コンサートチケット高額転売対策について

 コンサートチケットの高額転売は、近年社会問題として大きな注目を集めています。主催者やアーティスト、消費者の間でその是非や対応策が議論されてきました。本コラムでは、チケット転売に対する法的対応について、現行法や判例、実務上の対応策を整理します。

 チケット転売の違法性と規制の枠組を考察する上で前提となるのは、コンサートチケットの転売行為が直ちに違法となるわけではないということです。民法上、チケットは無記名債権として動産に該当し、原則として譲渡や売買が可能です。しかし、営利目的での転売や、いわゆる「ダフ屋行為」については、各都道府県の迷惑防止条例や物価統制令により規制されています。ダフ屋行為とは、転売目的でチケットを購入し、公共の場所で人につきまとう、うろつくなどの行為を指します。営利目的でなければ、余ったチケットをオークションで売ること自体は違法ではありません。ただ、ライブエンタメの興隆とともにコンサートチケットの高額転売は社会問題化していき、ダフ屋行為規制だけでは限界があるとして、2019年には「特定興行入場券の不正転売の禁止等に関する法律(以下、「チケット不正転売禁止法」といいます)」が成立・施行されました。チケット不正転売禁止法は、主に以下の要件を満たす場合に違法転売と認定します。そして、違反した場合、刑事罰も定められています。

① 興行主が販売時に転売禁止を明示していること
② 営利を目的としていること
③ 定価を超える価格で転売すること

 なお、転売禁止のチケットを、転売目的を隠して購入した場合、詐欺罪が成立する可能性があります。神戸地裁平成29年9月22日判決では、営利目的での転売意思を有しながら、それを隠してチケットを購入した行為について、詐欺罪の成立が認められました。同判決は、営利目的転売の意思があるか否かは販売会社にとって重要な事項であり、利用規約で転売禁止が明示されている場合、これに反して購入することは欺罔行為に該当するとしています。ただ、違法転売と認められない場合、すなわち、営利目的でなく、例えば急な都合で行けなくなった場合に定価以下で譲渡するなどのケースは、迷惑防止条例やチケット不正転売禁止法の規制対象外となる場合があります。

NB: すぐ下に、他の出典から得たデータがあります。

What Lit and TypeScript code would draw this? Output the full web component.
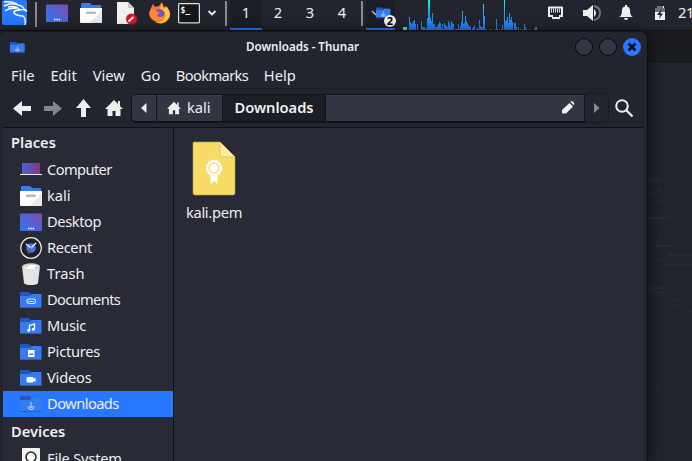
import { LitElement, html, svg, css } from "lit";
import { customElement } from "lit/decorators.js";

const load = [13,8,6,7,9,10,6,0,6,0,0,0,9,3,3,3,1,2,12,30,30,12,9,17,6,6,3,3,4,6,8,7,2,6,1,7,5,4,3,9,7,4,9,7,6,0,1,1,1,6,1,4,8,19,6,7,14,9,7,5,3,4,0,2,3,5,0,1,2,1,10,4,3,3,26,14,1,1,0,0,1,0,1,0,0,0,1,11,1,0,1,0,1,5,0,30,9,10,13,7,17,10,13,8,0,7,7,3,0,3,0,1,0,1,0,6,3,1,0,0,1,0,0,0,0,1,3,3];

const folder = (mark: unknown) => svg`
  <path d="M0 4V4q0-1 1-1h8l2 2h10v4H0z" fill="#2457b8"/>
  <path d="M0 7h10l2-2h8.500q1 0 1 1v12H1q-1 0-1-1z" fill="#367bf0"/><path d="M0 18.500h21.500" stroke="#285fbe"/>${mark}`;

const downArrow = svg`<path d="M11 9v6M9 13l2 2 2-2M8 13.500q0 3 3 3t3-3" fill="none" stroke="#c5dcff" stroke-width="1"/>`;
const whiteFolder = svg`
  <path d="M1 5V2q0-1 1-1h8l2 2h9v5H1z" fill="#367bf0"/>
  <path d="M0 6h22v14q0 1-1 1H1q-1 0-1-1z" fill="#fff"/>
  <path d="M22 8v12q0 1-1 1H10z" fill="#e9e9e9"/>
  <rect x="6" y="9.500" width="10" height="2.500" rx="1" fill="#b9b9b9"/>`;
const screen = svg`
  <rect x="0" y="2.500" width="22" height="17.500" rx="1" fill="url(#g)"/>
  <path d="M8 17.500h1.500M10.300 17.500h1.500M12.600 17.500h1.500" stroke="#fff" stroke-width="1.300"/>`;
const defs = svg`<defs><linearGradient id="g" x1="0" y1="1" x2="1" y2="0"><stop stop-color="#2f78f4"/><stop offset="1" stop-color="#7c4cae"/></linearGradient>
  <linearGradient id="h"><stop stop-color="#4069d8"/><stop offset="1" stop-color="#8b317d"/></linearGradient></defs>`;

// label, letter spacing in px, icon
const places: [string, number, unknown][] = [
  ["Computer", -0.6, svg`<rect x="2" y="4" width="18" height="11" fill="url(#h)"/><path d="M0 15.500h22" stroke="#f2eff5"/>`],
  ["kali", 0, whiteFolder],
  ["Desktop", -0.4, screen],
  ["Recent", -0.35, svg`<circle cx="11" cy="11" r="10.300" fill="#20222b" stroke="#e6e6e8" stroke-width="1.200"/><circle cx="11" cy="11" r="4.800" fill="#367bf0"/><path d="M6 7l5 4 5-5" fill="none" stroke="#fff" stroke-width="1.200"/><path d="M11 10l-2.500 7" stroke="#c82f3a"/>`],
  ["Trash", 0, svg`<path d="M2 3l2 17q1 2 7 2t7-2l2-17z" fill="#e4e4e2"/><ellipse cx="11" cy="3.500" rx="9" ry="3.300" fill="#c9c9c4"/><ellipse cx="11" cy="4" rx="7" ry="2.300" fill="#fff"/><path d="M5 4l3-1" stroke="#d9ba50"/><path d="M15 5l2-1" stroke="#60a898"/>`],
  ["Documents", -0.65, folder(svg`<rect x="7" y="10" width="8.500" height="4.500" rx="2.200" fill="none" stroke="#d7e6ff" stroke-width="1.100"/><path d="M8.500 12.500h5" stroke="#d7e6ff"/>`)],
  ["Music", -0.2, folder(svg`<path d="M9.500 15v-4.500l5-1.500v5" fill="none" stroke="#fff" stroke-width="1.300"/><circle cx="8.700" cy="15.300" r="1.500" fill="#fff"/><circle cx="13.300" cy="14.300" r="1.500" fill="#fff"/>`)],
  ["Pictures", -0.25, folder(svg`<rect x="8" y="9" width="6.500" height="7" fill="#fff"/><path d="M9 14l1.500-2 1 1 1-1 1 2z" fill="#367bf0"/>`)],
  ["Videos", -0.2, folder(svg`<rect x="6.500" y="10" width="7" height="5.500" rx="1" fill="#fff"/><path d="M13 12l2.500-1.500v4.500L13 13.500z" fill="#fff"/>`)],
  ["Downloads", -0.55, folder(downArrow)],
];

const home = svg`<path d="M9 1L0 10h2.500v7h5v-5h3v5h5v-7H18L15 7V2h-2v3z" fill="#eeeeec"/>`;
const arrow = svg`<path d="M9 1v5h9v5H9v5L0 8.500z" fill="currentColor"/>`;

@customElement("app-root")
class AppRoot extends LitElement {
  static styles = css`
    :host { display: block; position: relative; width: 692px; height: 461px; overflow: hidden; background: #22242d; color: #eeeef0; font: 14.667px/20px "Noto Sans", sans-serif; }
    * { box-sizing: border-box; }
    svg { display: block; flex: none; }
    .panel { height: 30px; display: flex; background: #23252e; position: relative; }
    .launch { width: 225px; flex: none; display: flex; align-items: center; padding-bottom: 4px; }
    .logo { width: 28px; height: 26px; margin-right: 7px; }
    .sep { width: 2px; height: 25px; background: #8c8c90; margin-top: 1px; flex: none; }
    .launch .sep { margin-top: 2px; }
    .ws { margin-left: 3px; display: flex; flex: none; }
    .ws span { width: 32px; height: 30px; text-align: center; line-height: 25px; }
    .ws .on { background: #1c1e26; border-bottom: 2px solid #2777ff; }
    .end { margin-left: 3px; }
    .task { margin-left: 3px; width: 29px; height: 30px; flex: none; background: #1c1e26; border-bottom: 2px solid #2777ff; position: relative; }
    .badge { position: absolute; left: 18px; top: 15px; width: 12px; height: 12px; border-radius: 6px; background: #f2f2f2; color: #000; font: bold 11px/12px "Noto Sans", sans-serif; text-align: center; }
    .graph { margin-left: 8px; }
    .tray { display: flex; align-items: flex-start; flex: 1; }
    .clock { line-height: 25px; white-space: nowrap; letter-spacing: -.5px; }
    .back { position: relative; height: 431px; background: #22242d; border-top: 1px solid #14151a; }
    .rear { position: absolute; left: 640px; right: 0; top: 0; height: 31px; background: #1b1c21; border-bottom: 1px solid #111216; }
    .haze { position: absolute; left: 647px; top: 31px; }
    .win { position: relative; margin-top: 1px; width: 647px; height: 429px; background: #23252e; border-radius: 6px 6px 0 0; box-shadow: 1px 0 0 #0d0e12, 2px 0 14px #0009; padding: 0 4px 0 3px; }
    .title { height: 30px; display: flex; align-items: center; padding: 0 2px 0 7px; font-weight: 600; font-size: 11.600px; }
    .title .name { flex: 1; text-align: center; padding-left: 11px; line-height: 20px; }
    .btn { width: 18px; height: 18px; border-radius: 9px; border: 1px solid #08090c; background: #333642; margin-left: 6px; flex: none; }
    .close { border: 0; background: #2777ff; }
    .menu { height: 27px; display: flex; gap: 16px; padding: 0 8px; line-height: 26px; border-bottom: 1px solid #1f2129; }
    .bm { letter-spacing: -.6px; margin: 0 -.4px 0 -.6px; }
    .tools { height: 39px; display: flex; align-items: center; border-bottom: 1px solid #0f1015; }
    .nav { display: flex; align-items: center; width: 128px; padding-left: 10px; gap: 12px; }
    .dim { color: #858588; margin-left: 1px; }
    .path { height: 29px; display: flex; border: 1px solid #12131a; border-bottom-width: 2px; border-radius: 5px 0 0 5px; background: #333642; box-shadow: inset 0 1px #3d404c; width: 454px; }
    .path > div { display: flex; align-items: center; }
    .prev { width: 25px; border-right: 1px solid #15161c; padding-left: 9px; }
    .kali { width: 65px; padding-left: 10px; gap: 6px; line-height: 24px; }
    .cur { width: 104px; background: #1c1e25; border: solid #15161c; border-width: 0 1px; justify-content: center; font-weight: 600; }
    .lift { margin-top: -2px; }
    .entry { flex: 1; justify-content: flex-end; padding-right: 9px; }
    .next { width: 24px; height: 30px; display: flex; align-items: center; padding-left: 9px; border: 1px solid #1a1b22; border-left: 0; border-radius: 0 5px 5px 0; }
    .find { margin-left: 6px; }
    .body { display: flex; height: 333px; background: #282a35; }
    .side { width: 171px; border-right: 1px solid #101117; padding-top: 3px; flex: none; }
    .head { height: 26px; padding-left: 8px; line-height: 23px; font-weight: 600; }
    .row { height: 26px; padding-left: 17px; display: flex; align-items: center; gap: 5px; line-height: 24px; }
    .row.on { background: #2777ff; }
    .devices { height: 29px; line-height: 29px; }
    .file { width: 80px; padding-top: 13px; display: flex; flex-direction: column; align-items: center; gap: 5px; }
    .fname { letter-spacing: -.3px; }
  `;

  render() {
    return html`
      <div class="panel">
        <div class="launch">
          <svg class="logo" viewBox="0 0 28 26"><rect x="2" y="0" width="25" height="25" rx="2" fill="#2777ff"/><path d="M4 6Q12 2 18 5Q23 6 24 9L27 11Q22 9 20 10Q13 10 14 13Q17 16 23 16Q26 18 25 25M20 10Q16 5 8 7M5 11Q9 8 17 8M4 2Q11 1 17 4" fill="none" stroke="#fff" stroke-width="1.400"/></svg>
          <div class="sep"></div>
          <svg width="22" height="22" style="margin-left:9px">${defs}${screen}</svg>
          <svg width="22" height="22" style="margin-left:12px">${whiteFolder}</svg>
          <svg width="22" height="24" style="margin-left:14px" viewBox="0 0 22 24"><path d="M1 1h11l6 6v15q0 1-1 1H1z" fill="#f1f1ef"/><path d="M12 1v6h6z" fill="#cacac8"/><circle cx="15.500" cy="18" r="5.500" fill="#d4161f"/><path d="M12.500 20.500l5-4.500" stroke="#fff" stroke-width="2"/></svg>
          <svg width="22" height="22" style="margin-left:11px" viewBox="0 0 22 22"><path d="M2 6l2-4 2 3 4-1 3-4 2 5 2-1 3 4q3 7-2 11-5 4-11 1-7-3-7-9z" fill="#ff7139"/><path d="M13 0q-1 5 2 7l3-2q5 7 1 12-5 7-13 3 8 1 10-5 1-6-5-8z" fill="#ffca36"/><circle cx="10.500" cy="12" r="5" fill="#7750cb"/><path d="M1 9q4-3 8 1l2 1q-3 1-3 3 5 3 8-2-1 7-7 7Q1 19 1 9z" fill="#ff8a2d"/></svg>
          <svg width="22" height="21" style="margin-left:7px"><rect x=".6" y=".6" width="20.800" height="19.300" rx="1" fill="#151819" stroke="#e2e2e0" stroke-width="1.200"/><text x="2.500" y="10" fill="#fff" font-family="DejaVu Sans Mono" font-size="8" font-weight="bold">$_</text></svg>
          <svg width="10" height="8" style="margin-left:7px"><path d="M1.500 2l3.500 3.500 3.500-3.500" fill="none" stroke="#eee" stroke-width="1.800"/></svg>
        </div>
        <div class="sep"></div>
        <div class="ws"><span class="on">1</span><span>2</span><span>3</span><span>4</span></div>
        <div class="sep end"></div>
        <div class="task">
          <svg width="26" height="22" viewBox="0 0 26 22"><g transform="translate(10 5.500) scale(.67)">${folder(downArrow)}</g><path d="M6 11l4 4" stroke="#bbb" stroke-width="1.500"/></svg>
          <span class="badge">2</span>
        </div>
        <svg class="graph" width="136" height="30"><defs><linearGradient id="bar" gradientUnits="userSpaceOnUse" x1="0" y1="0" x2="0" y2="30"><stop stop-color="#00ffe0"/><stop offset=".45" stop-color="#1aa0e8"/><stop offset="1" stop-color="#2777ff"/></linearGradient></defs><rect y="27" width="4" height="3" fill="#00ffd5"/>
          ${load.map((v, i) => svg`<rect x=${i + 6} y=${30 - v} width="1" height=${v} fill="url(#bar)"/>`)}
        </svg>
        <div class="tray">
          <svg width="139" height="27" viewBox="0 0 139 27">
            <path d="M10 6.500h13q1 0 1 1V17h-3v2h-8v-2h-4V7.500q0-1 1-1z" fill="#eeeeec"/><path d="M11 8.500h11v6.500h-2v2h-6v-2h-3z" fill="#24262f"/><path d="M12.500 8.500v4M14.500 8.500v4M16.500 8.500v4M18.500 8.500v4M20.500 8.500v4" stroke="#d8d8d8"/>
            <path d="M44 10h4l6-5v16l-6-5h-4z" fill="#eeeeec"/><path d="M55 9q4 4 0 8z" fill="#eeeeec"/><path d="M55 6q6 1 6 7t-6 7" fill="none" stroke="#777981" stroke-width="1.800"/>
            <path d="M80 17q3-1 3-7 0-3 3-3.500V5h2v1.500q3 .5 3 3.500 0 6 3 7zM85 18h4q0 2-2 2t-2-2z" fill="#eeeeec"/>
            <path d="M118 6h2h5v2h1v12h-10V8h2z" fill="#eeeeec"/><path d="M118 6h6v2h2v4h-10V8h2z" fill="#6d6e73"/><path d="M122.500 9l-4.500 6h3l-1 4 4-5.500h-2.500z" fill="#1b1c21"/>
          </svg><span class="clock">21</span>
        </div>
      </div>
      <div class="back">
        <div class="rear"></div>
        <svg class="haze" width="45" height="399"><g fill="none" stroke="#2b2e36" stroke-width="1.800" opacity=".6"><path d="M2 117l13 2M3 132l12-4M10 141l10-3M1 156h20M8 179l7-2M6 184h20M8 197l12 2M22 193h23M18 203h27M1 226h18M3 228l16 4M20 236l18 5M24 242l21 8M22 252l6 2M2 320l9 5"/></g></svg>
        <div class="win">
          <div class="title">
            <svg width="15" height="13" viewBox="0 2 22 18">${folder(downArrow)}</svg>
            <span class="name">Downloads - Thunar</span>
            <span class="btn"></span><span class="btn"></span>
            <svg class="btn close" viewBox="0 0 18 18"><path d="M5.500 5.500l7 7M12.500 5.500l-7 7" stroke="#0c1020" stroke-width="2.600"/></svg>
          </div>
          <div class="menu"><span>File</span><span>Edit</span><span>View</span><span>Go</span><span class="bm">Bookmarks</span><span>Help</span></div>
          <div class="tools">
            <div class="nav">
              <svg width="18" height="17">${arrow}</svg>
              <svg class="dim" width="18" height="17"><g transform="matrix(-1 0 0 1 18 0)">${arrow}</g></svg>
              <svg width="17" height="18" style="margin-left:1px"><g transform="matrix(0 1 -1 0 17 0)">${arrow}</g></svg>
              <svg width="18" height="18" style="margin-left:1px">${home}</svg>
            </div>
            <div class="path">
              <div class="prev"><svg width="6" height="10"><path d="M5.500 0v10L0 5z" fill="#eee"/></svg></div>
              <div class="kali"><svg width="14" height="14" viewBox="0 0 18 18">${home}</svg><span class="lift">kali</span></div>
              <div class="cur"><span class="lift">Downloads</span></div>
              <div class="entry"><svg width="13" height="13"><path d="M0 12.500V9L7.500 2 11 5.500 4 12.500zM8.500 1l1-1q2 0 3 3L11.500 4z" fill="#f2f2f2"/></svg></div>
            </div>
            <div class="next"><svg width="6" height="10"><path d="M0 0v10l5.500-5z" fill="#88898d"/></svg></div>
            <svg class="find" width="19" height="19"><circle cx="7" cy="7" r="5.800" fill="none" stroke="#eee" stroke-width="2"/><path d="M11 11l6.500 6.500" stroke="#eee" stroke-width="2.300"/></svg>
          </div>
          <div class="body">
            <div class="side">
              <div class="head">Places</div>
              ${places.map(([n, ls, i]) => html`<div class="row ${n === "Downloads" ? "on" : ""}"><svg width="22" height="22">${defs}${i}</svg><span class="lift" style="letter-spacing:${ls}px">${n}</span></div>`)}
              <div class="head devices">Devices</div>
              <div class="row"><svg width="22" height="22"><rect x="2" width="18" height="22" rx="1" fill="#f4f4f2"/><circle cx="11" cy="9" r="5" fill="#fff" stroke="#22242b" stroke-width="1.500"/></svg><span class="lift" style="letter-spacing:-.2px">File System</span></div>
            </div>
            <div class="file">
              <svg width="44" height="56"><path d="M2 1h26l15 15v36q0 2-2 2H3q-2 0-2-2V2q0-1 1-1z" fill="#f6db67" stroke="#b9a552" stroke-width=".6"/><path d="M28 1v13q0 2 2 2h13z" fill="#fbea9f"/><path d="M28 2v12q0 2 2 2h13" fill="none" stroke="#ceb85b" stroke-width=".7"/><circle cx="22" cy="27" r="6.500" fill="none" stroke="#fff" stroke-width="3.500" stroke-dasharray="3 .4"/><circle cx="22" cy="27" r="4.200" fill="#fff"/><circle cx="22" cy="27" r="5" fill="none" stroke="#f6db67"/><path d="M18.500 34v9l3.500-3 3.500 3v-9z" fill="#fff"/></svg>
              <span class="fname">kali.pem</span>
            </div>
          </div>
        </div>
      </div>`;
  }
}
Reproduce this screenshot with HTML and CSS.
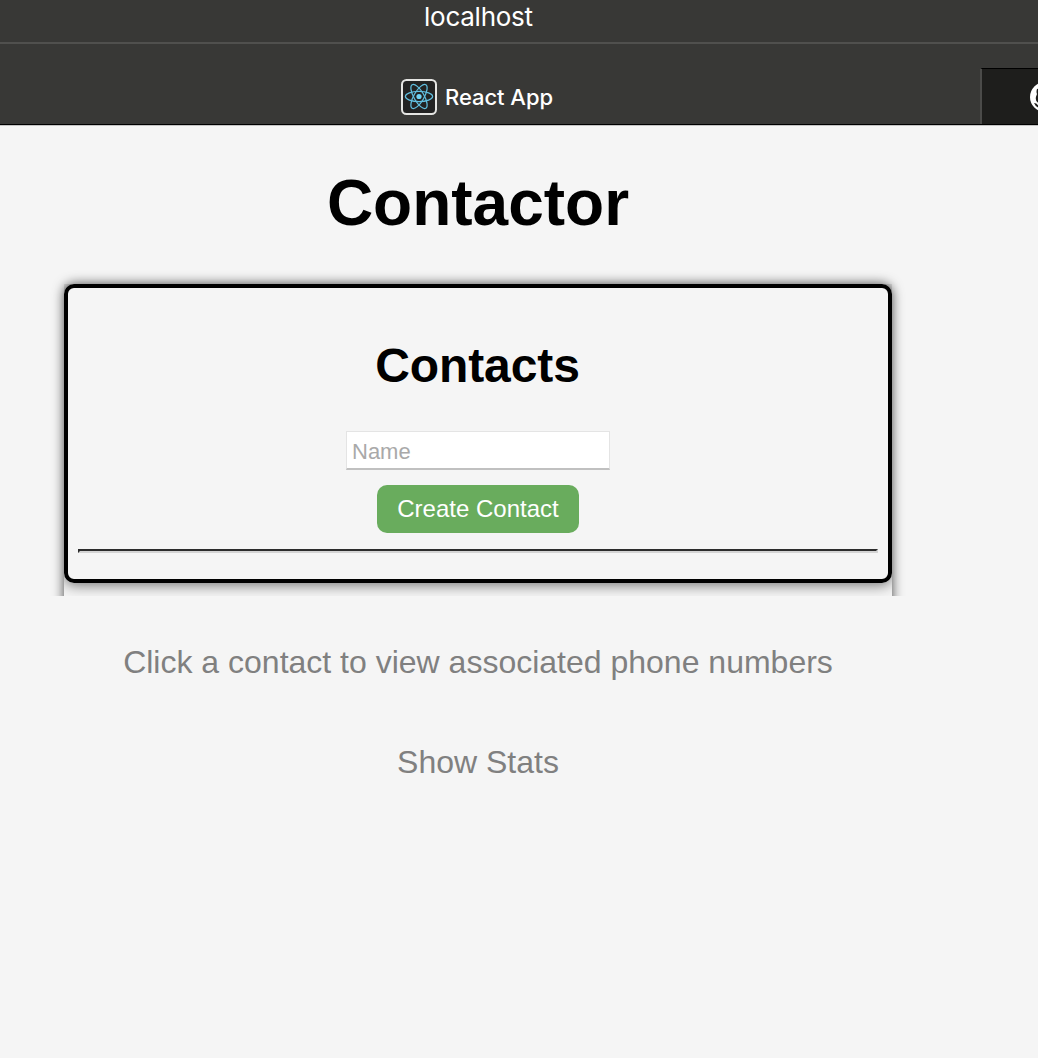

 他方、主催側の対応としては、多くの主催者やチケット販売サイトは、利用規約で営利目的の転売を禁止しています。違反が判明した場合、出品の無効化やチケットの無効、ファンクラブからの除名などの措置が取られることがあります。実際に、転売が疑われるチケットでの入場時に本人確認を徹底し、不正が発覚した場合は入場を認めない、永久追放といった厳しい対応を行う例も増えています。

 また、インターネットオークションやフリマアプリなどのプラットフォーム運営者にも、悪質な転売行為の防止に努める責務があるとされています。転売目的を秘して購入した商品は「盗品等」に該当し、運営者がその事実を知りながら売却を仲介した場合、刑法上の盗品等有償処分あっせん罪が成立する可能性があります。近年は、プラットフォーム規制や消費者保護の観点からも法整備が進められています。また、プラットフォーム運営者に対する主催者側の対応として、発信者情報開示命令を求めるという手法もあります。旧ジャニーズ事務所からマネジメント業務を引き継いだ株式会社STARTO ENTERTAINMENTは2024年11月28日、コンサート主催会社を通じて、オンラインで個人間のチケット売買を仲介する「チケット流通センター」の運営会社に対し、出品者にかかる発信者情報開示を求めましたが、同社が応じなかったために、同年12月13日に同社を相手取り、東京地裁に発信者情報開示命令を求める申立てを行い、東京地裁は2025年3月10日、発信者情報開示命令を出しました。こうして開示された情報を元に主催者側が高額転売者に対して損害賠償等ができるようになりました。発信者情報開示命令を通じての高額転売者対策も考えられるということです。

 そもそも、上記したとおり、ライブエンタメの興隆とコンサートチケットの高額転売はパラレルな関係にある以上、主催者や販売会社は、その予防対策をしっかりと行っていくことが求められます。すなわち、転売防止のために電子チケットの導入や、チケットに氏名・住所等の個人情報を記載する、顔写真付き本人確認書類の提示を求めるなどの措置を講じ、転売チケットによる入場を防止し、違反者への抑止力を高めていくことも同時に進める必要があります。その上で、上記したような高額転売者に対する刑事、民事を問わない実効的な対策も行っていくべきと思います。